§ **Data excerpt**
○ ○ ○ ○ ○ ○ ○
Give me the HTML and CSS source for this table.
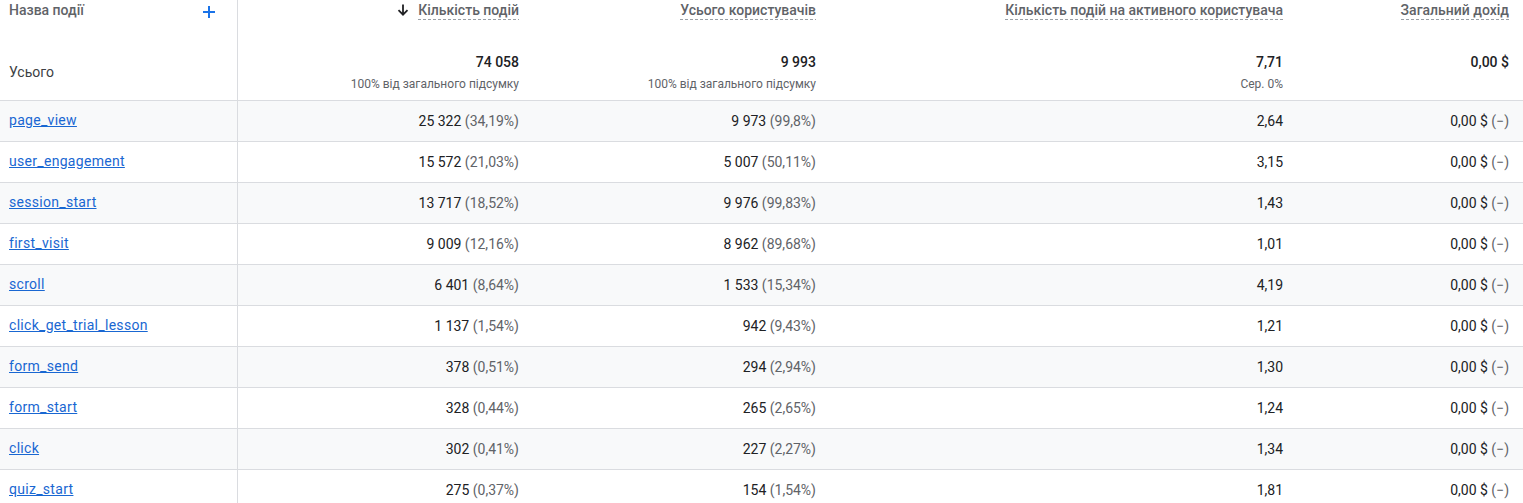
FILE: index.html
```html
<!DOCTYPE html>
<html lang="uk">
<head>
<meta charset="utf-8">
<title>Події</title>
<link rel="stylesheet" href="styles.css">
</head>
<body>
<table class="report">
  <colgroup>
    <col class="c-name">
    <col class="c-events">
    <col class="c-users">
    <col class="c-per">
    <col class="c-rev">
  </colgroup>
  <thead>
    <tr>
      <th class="name-head">
        <div class="title-row">
          <span class="title plain">Назва події</span>
          <svg class="plus" width="12" height="12" viewBox="0 0 12 12"><path d="M6 0V12M0 6H12" stroke="#1a73e8" stroke-width="2"/></svg>
        </div>
        <div class="total-label">Усього</div>
      </th>
      <th class="num-head">
        <div class="title-row right">
          <svg class="arrow" width="12" height="12" viewBox="0 0 12 12"><path d="M6 0.5V10.5M1.5 6.2L6 10.7L10.5 6.2" stroke="#202124" stroke-width="1.8" fill="none"/></svg>
          <span class="title">Кількість подій</span>
        </div>
        <div class="total">74 058</div>
        <div class="sub">100% від загального підсумку</div>
      </th>
      <th class="num-head">
        <div class="title-row right"><span class="title">Усього користувачів</span></div>
        <div class="total">9 993</div>
        <div class="sub">100% від загального підсумку</div>
      </th>
      <th class="num-head">
        <div class="title-row right"><span class="title">Кількість подій на активного користувача</span></div>
        <div class="total">7,71</div>
        <div class="sub">Сер. 0%</div>
      </th>
      <th class="num-head">
        <div class="title-row right"><span class="title">Загальний дохід</span></div>
        <div class="total">0,00 $</div>
        <div class="sub"></div>
      </th>
    </tr>
  </thead>
  <tbody>
    <tr class="shade"><td><a href="#">page_view</a></td><td>25 322 <span class="pct">(34,19%)</span></td><td>9 973 <span class="pct">(99,8%)</span></td><td>2,64</td><td>0,00 $ <span class="pct">(−)</span></td></tr>
    <tr><td><a href="#">user_engagement</a></td><td>15 572 <span class="pct">(21,03%)</span></td><td>5 007 <span class="pct">(50,11%)</span></td><td>3,15</td><td>0,00 $ <span class="pct">(−)</span></td></tr>
    <tr class="shade"><td><a href="#">session_start</a></td><td>13 717 <span class="pct">(18,52%)</span></td><td>9 976 <span class="pct">(99,83%)</span></td><td>1,43</td><td>0,00 $ <span class="pct">(−)</span></td></tr>
    <tr><td><a href="#">first_visit</a></td><td>9 009 <span class="pct">(12,16%)</span></td><td>8 962 <span class="pct">(89,68%)</span></td><td>1,01</td><td>0,00 $ <span class="pct">(−)</span></td></tr>
    <tr class="shade"><td><a href="#">scroll</a></td><td>6 401 <span class="pct">(8,64%)</span></td><td>1 533 <span class="pct">(15,34%)</span></td><td>4,19</td><td>0,00 $ <span class="pct">(−)</span></td></tr>
    <tr><td><a href="#">click_get_trial_lesson</a></td><td>1 137 <span class="pct">(1,54%)</span></td><td>942 <span class="pct">(9,43%)</span></td><td>1,21</td><td>0,00 $ <span class="pct">(−)</span></td></tr>
    <tr class="shade"><td><a href="#">form_send</a></td><td>378 <span class="pct">(0,51%)</span></td><td>294 <span class="pct">(2,94%)</span></td><td>1,30</td><td>0,00 $ <span class="pct">(−)</span></td></tr>
    <tr><td><a href="#">form_start</a></td><td>328 <span class="pct">(0,44%)</span></td><td>265 <span class="pct">(2,65%)</span></td><td>1,24</td><td>0,00 $ <span class="pct">(−)</span></td></tr>
    <tr class="shade"><td><a href="#">click</a></td><td>302 <span class="pct">(0,41%)</span></td><td>227 <span class="pct">(2,27%)</span></td><td>1,34</td><td>0,00 $ <span class="pct">(−)</span></td></tr>
    <tr><td><a href="#">quiz_start</a></td><td>275 <span class="pct">(0,37%)</span></td><td>154 <span class="pct">(1,54%)</span></td><td>1,81</td><td>0,00 $ <span class="pct">(−)</span></td></tr>
  </tbody>
</table>
</body>
</html>
```

FILE: styles.css
```css
html, body {
  margin: 0;
  padding: 0;
  background: #ffffff;
}

body {
  font-family: Roboto, "Noto Sans", "Liberation Sans", sans-serif;
  font-size: 14px;
  color: #202124;
  overflow: hidden;
}

.report {
  width: 1523px;
  table-layout: fixed;
  border-collapse: collapse;
}

.c-name { width: 237px; }
.c-events { width: 296px; }
.c-users { width: 297px; }
.c-per { width: 467px; }
.c-rev { width: 226px; }

th {
  vertical-align: top;
  padding: 0 14px 8px 0;
  font-weight: normal;
  text-align: right;
  border-bottom: 1px solid #dadce0;
}

th.name-head {
  text-align: left;
  padding: 0 22px 0 9px;
  border-right: 1px solid #dadce0;
}

.title-row {
  display: flex;
  align-items: center;
  height: 20px;
  line-height: 20px;
}

.title-row.right {
  justify-content: flex-end;
}

.name-head .title-row {
  justify-content: space-between;
}

.title {
  font-size: 14px;
  font-weight: 500;
  color: #5f6368;
  line-height: 18px;
  padding-bottom: 1px;
  background-image: linear-gradient(to right, #9aa0a6 60%, transparent 60%);
  background-size: 5px 1px;
  background-repeat: repeat-x;
  background-position: left bottom;
  white-space: nowrap;
}

.title.plain {
  background: none;
}

.plus {
  display: block;
  margin-top: 4px;
}

.arrow {
  display: block;
  margin-right: 9px;
}

.total-label {
  margin-top: 42px;
  line-height: 20px;
  font-size: 14px;
  color: #3c4043;
}

.total {
  margin-top: 32px;
  line-height: 20px;
  font-size: 14px;
  font-weight: 500;
  color: #202124;
}

.sub {
  margin-top: 4px;
  height: 16px;
  line-height: 16px;
  font-size: 12px;
  color: #5f6368;
}

td {
  height: 40px;
  padding: 0 14px 0 0;
  text-align: right;
  border-bottom: 1px solid #dadce0;
  white-space: nowrap;
  color: #202124;
}

.cell-text {
  display: block;
}

td:first-child {
  text-align: left;
  padding: 0 0 0 9px;
  border-right: 1px solid #dadce0;
}

tr.shade td {
  background: #f8f9fa;
}

td a {
  color: #1967d2;
  text-decoration: underline;
  letter-spacing: 0.3px;
  line-height: 18px;
  display: inline-block;
  margin-bottom: 2px;
}

.pct {
  color: #5f6368;
}
```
○ ○ ○ ○ ○ ○ ○
§ **Given exercise**
Images in the data above are to be skipped. Retype all other material exactly.

§ **Result below**
Give me the HTML and CSS source for this table.
FILE: index.html
```html
<!DOCTYPE html>
<html lang="uk">
<head>
<meta charset="utf-8">
<title>Події</title>
<link rel="stylesheet" href="styles.css">
</head>
<body>
<table class="report">
  <colgroup>
    <col class="c-name">
    <col class="c-events">
    <col class="c-users">
    <col class="c-per">
    <col class="c-rev">
  </colgroup>
  <thead>
    <tr>
      <th class="name-head">
        <div class="title-row">
          <span class="title plain">Назва події</span>
          <svg class="plus" width="12" height="12" viewBox="0 0 12 12"><path d="M6 0V12M0 6H12" stroke="#1a73e8" stroke-width="2"/></svg>
        </div>
        <div class="total-label">Усього</div>
      </th>
      <th class="num-head">
        <div class="title-row right">
          <svg class="arrow" width="12" height="12" viewBox="0 0 12 12"><path d="M6 0.5V10.5M1.5 6.2L6 10.7L10.5 6.2" stroke="#202124" stroke-width="1.8" fill="none"/></svg>
          <span class="title">Кількість подій</span>
        </div>
        <div class="total">74 058</div>
        <div class="sub">100% від загального підсумку</div>
      </th>
      <th class="num-head">
        <div class="title-row right"><span class="title">Усього користувачів</span></div>
        <div class="total">9 993</div>
        <div class="sub">100% від загального підсумку</div>
      </th>
      <th class="num-head">
        <div class="title-row right"><span class="title">Кількість подій на активного користувача</span></div>
        <div class="total">7,71</div>
        <div class="sub">Сер. 0%</div>
      </th>
      <th class="num-head">
        <div class="title-row right"><span class="title">Загальний дохід</span></div>
        <div class="total">0,00 $</div>
        <div class="sub"></div>
      </th>
    </tr>
  </thead>
  <tbody>
    <tr class="shade"><td><a href="#">page_view</a></td><td>25 322 <span class="pct">(34,19%)</span></td><td>9 973 <span class="pct">(99,8%)</span></td><td>2,64</td><td>0,00 $ <span class="pct">(−)</span></td></tr>
    <tr><td><a href="#">user_engagement</a></td><td>15 572 <span class="pct">(21,03%)</span></td><td>5 007 <span class="pct">(50,11%)</span></td><td>3,15</td><td>0,00 $ <span class="pct">(−)</span></td></tr>
    <tr class="shade"><td><a href="#">session_start</a></td><td>13 717 <span class="pct">(18,52%)</span></td><td>9 976 <span class="pct">(99,83%)</span></td><td>1,43</td><td>0,00 $ <span class="pct">(−)</span></td></tr>
    <tr><td><a href="#">first_visit</a></td><td>9 009 <span class="pct">(12,16%)</span></td><td>8 962 <span class="pct">(89,68%)</span></td><td>1,01</td><td>0,00 $ <span class="pct">(−)</span></td></tr>
    <tr class="shade"><td><a href="#">scroll</a></td><td>6 401 <span class="pct">(8,64%)</span></td><td>1 533 <span class="pct">(15,34%)</span></td><td>4,19</td><td>0,00 $ <span class="pct">(−)</span></td></tr>
    <tr><td><a href="#">click_get_trial_lesson</a></td><td>1 137 <span class="pct">(1,54%)</span></td><td>942 <span class="pct">(9,43%)</span></td><td>1,21</td><td>0,00 $ <span class="pct">(−)</span></td></tr>
    <tr class="shade"><td><a href="#">form_send</a></td><td>378 <span class="pct">(0,51%)</span></td><td>294 <span class="pct">(2,94%)</span></td><td>1,30</td><td>0,00 $ <span class="pct">(−)</span></td></tr>
    <tr><td><a href="#">form_start</a></td><td>328 <span class="pct">(0,44%)</span></td><td>265 <span class="pct">(2,65%)</span></td><td>1,24</td><td>0,00 $ <span class="pct">(−)</span></td></tr>
    <tr class="shade"><td><a href="#">click</a></td><td>302 <span class="pct">(0,41%)</span></td><td>227 <span class="pct">(2,27%)</span></td><td>1,34</td><td>0,00 $ <span class="pct">(−)</span></td></tr>
    <tr><td><a href="#">quiz_start</a></td><td>275 <span class="pct">(0,37%)</span></td><td>154 <span class="pct">(1,54%)</span></td><td>1,81</td><td>0,00 $ <span class="pct">(−)</span></td></tr>
  </tbody>
</table>
</body>
</html>
```

FILE: styles.css
```css
html, body {
  margin: 0;
  padding: 0;
  background: #ffffff;
}

body {
  font-family: Roboto, "Noto Sans", "Liberation Sans", sans-serif;
  font-size: 14px;
  color: #202124;
  overflow: hidden;
}

.report {
  width: 1523px;
  table-layout: fixed;
  border-collapse: collapse;
}

.c-name { width: 237px; }
.c-events { width: 296px; }
.c-users { width: 297px; }
.c-per { width: 467px; }
.c-rev { width: 226px; }

th {
  vertical-align: top;
  padding: 0 14px 8px 0;
  font-weight: normal;
  text-align: right;
  border-bottom: 1px solid #dadce0;
}

th.name-head {
  text-align: left;
  padding: 0 22px 0 9px;
  border-right: 1px solid #dadce0;
}

.title-row {
  display: flex;
  align-items: center;
  height: 20px;
  line-height: 20px;
}

.title-row.right {
  justify-content: flex-end;
}

.name-head .title-row {
  justify-content: space-between;
}

.title {
  font-size: 14px;
  font-weight: 500;
  color: #5f6368;
  line-height: 18px;
  padding-bottom: 1px;
  background-image: linear-gradient(to right, #9aa0a6 60%, transparent 60%);
  background-size: 5px 1px;
  background-repeat: repeat-x;
  background-position: left bottom;
  white-space: nowrap;
}

.title.plain {
  background: none;
}

.plus {
  display: block;
  margin-top: 4px;
}

.arrow {
  display: block;
  margin-right: 9px;
}

.total-label {
  margin-top: 42px;
  line-height: 20px;
  font-size: 14px;
  color: #3c4043;
}

.total {
  margin-top: 32px;
  line-height: 20px;
  font-size: 14px;
  font-weight: 500;
  color: #202124;
}

.sub {
  margin-top: 4px;
  height: 16px;
  line-height: 16px;
  font-size: 12px;
  color: #5f6368;
}

td {
  height: 40px;
  padding: 0 14px 0 0;
  text-align: right;
  border-bottom: 1px solid #dadce0;
  white-space: nowrap;
  color: #202124;
}

.cell-text {
  display: block;
}

td:first-child {
  text-align: left;
  padding: 0 0 0 9px;
  border-right: 1px solid #dadce0;
}

tr.shade td {
  background: #f8f9fa;
}

td a {
  color: #1967d2;
  text-decoration: underline;
  letter-spacing: 0.3px;
  line-height: 18px;
  display: inline-block;
  margin-bottom: 2px;
}

.pct {
  color: #5f6368;
}
```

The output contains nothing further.